The following day, on Easter Monday, 15 April, at around seven o’clock in the morning, those going about their early-morning business witnessed two chests being brought into St Paul’s Cathedral. There, inside, on open display, were the naked bodies of Warwick and his brother the marquess of Montagu, ‘except for a cloth tied around the private parts of either’. The chests were set upon stones within the church, where thousands would flock to see them over the next few days.85 Edward’s intent in making this humiliating display was clear, ensuring that ‘the people should not be abused by feigned seditious tales … for, doubtless else the rumour should have been sown about, in all countries, that they both, or else, at the least the earl of Warwick, was yet alive, upon cursed intent thereby to have caused new murmurs, insurrections and rebellions against indisposed people’.86 The kingmaker was dead. Nevertheless, Edward spared his cousin the indignity of having his body quartered and sent across the kingdom; instead both corpses were allowed to be interred in the family vault at Bisham Abbey.
The battle had been won, but the war was far from over. The Lancastrian Sir John Paston, who had fought alongside his patron, the earl of Oxford, wrote to his cousin, warning him not to rally to the Yorkist cause too soon. ‘For the world, I assure you, is right queasy, as ye shall know within the month; the people here feareth it sore. God hath showed himself marvellously like him that made all, and can undo again when him list; and I can think that by all likelihood shall show himself as marvellous again, and that in short time.’87 Events would prove Paston right. On the evening of Easter Sunday, as the cries of the wounded could still be heard on the battlefield at Barnet, as men despoiled the dead of their weapons and armour, Queen Margaret and her son, Prince Edward, and his new wife, Anne, together with ‘other men of the King of France’, came ashore at Weymouth. The countess of Warwick also landed at Portsmouth. When Margaret arrived at Southampton, the news of her husband’s and brother-in-law’s deaths was broken to her. She fled instead into sanctuary at Beaulieu Abbey in the New Forest. When she discovered the outcome of the battle the queen was ‘right heavy and sorry’, though she was persuaded that if the Lancastrians were able to assemble a great army, Edward and his forces would not be able to withstand another battle so soon after Barnet. Now was the perfect time to strike.
Edward was informed of Margaret’s arrival on 16 April.
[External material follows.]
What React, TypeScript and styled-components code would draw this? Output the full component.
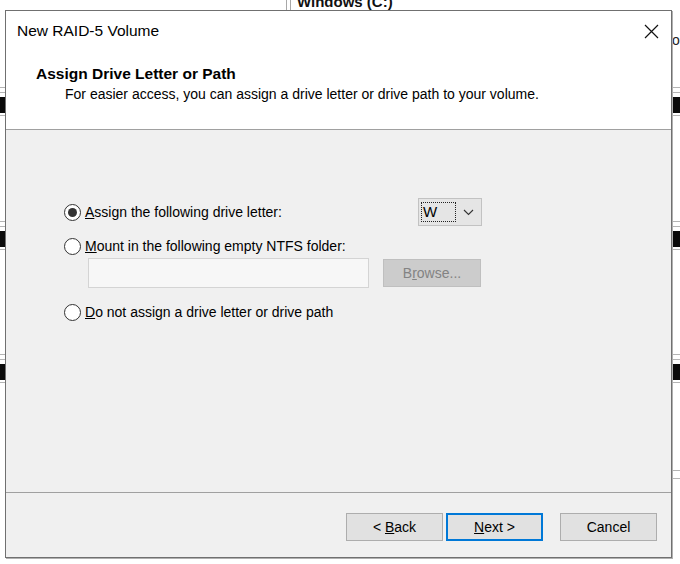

He lost no time in raising fresh troops to replace the men he had lost at Barnet, through either death, injury or exhaustion, ‘which were right many in number’. Three days later, the Yorkist army departed out of London. After a cat-and-mouse game, which saw both armies nearly engage in battle on the outskirts of Bristol, only to track each other across the Cotswolds, past Gloucester and on to Tewkesbury, Edward prepared his army for battle. It was vital that he struck first, preventing the Lancastrians from escaping and marching towards the Severn and into Wales. Edward chose to deploy his forces in a similar formation to that which had proved so successful for him at Barnet: his brother Richard would once more be given command of the vanguard; the middle ‘ward’ or main ‘battle’ would be commanded by Edward himself, together with Clarence, kept close by under the king’s watchful eye; the rearguard was placed under the control of William, Lord Hastings, and the marquess of Dorset.
Once the three ‘battles’ had been arranged into formation and banners were unfurled, Edward ordered the blaring of trumpets, upon which he ‘committed his cause and quarrel to Almighty God, to our most blessed lady his mother, Virgin Mary, the glorious martyr Saint George, and all the saints; and advanced, directly upon his enemies’.88 Edward’s first move saw him bombard the Lancastrian camp with gunfire and the arrow fire of over 3,000 archers, fronting Richard’s vanguard. ‘The king’s ordnance was so conveniently laid afore them, and his vanguard so sore oppressed them, with shot of arrows, that they gave them a right-a-sharp shower.’ The Lancastrian forces returned their fire, ‘both with shot of arrows and guns, whereof nonetheless they had not so great plenty as had the king’.89 Once again, as commander of the king’s vanguard, Richard was at the centre of Edward’s strategy. ‘The Duke of Gloucester, who lacked no policy, galled them grievously with the shot of arrows.’ Meanwhile, the Lancastrian force ‘rewarded their adversaries home again with like payment, both with shot of arrows and great artillery’, though they stood little chance against the ‘plenty of guns as the king had’.90
If it was Edward’s tactic to provoke his enemies into a panicked and rash response,
it worked. The Lancastrian earl of Somerset ordered his troops to move down the hill, passing by the side of the king’s vanguard led by Richard, by means of a lane which led his troops into a close where Somerset now launched a direct attack ‘right fiercely’ on Edward’s own men. If the Lancastrians had made a general advance, Somerset’s manoeuvre may have worked: instead, the other Lancastrian commanders, John, earl of Devon, and John, Lord Wenlock, remained in their place. With the Lancastrian army now split, and Somerset left isolated after his charge, Edward seized his opportunity. ‘The King, full manly, set forth even upon them, entered and won the dyke, and hedge, upon them, into the close, and, with great violence, put them up towards the hill, and, so also, the King’s vanguard, being in the rule of the Duke of Gloucester.’91 In combining their forces, Edward and his brother Richard began to repulse Somerset’s attack, pushing his troops backwards through the ditch and back up the hill.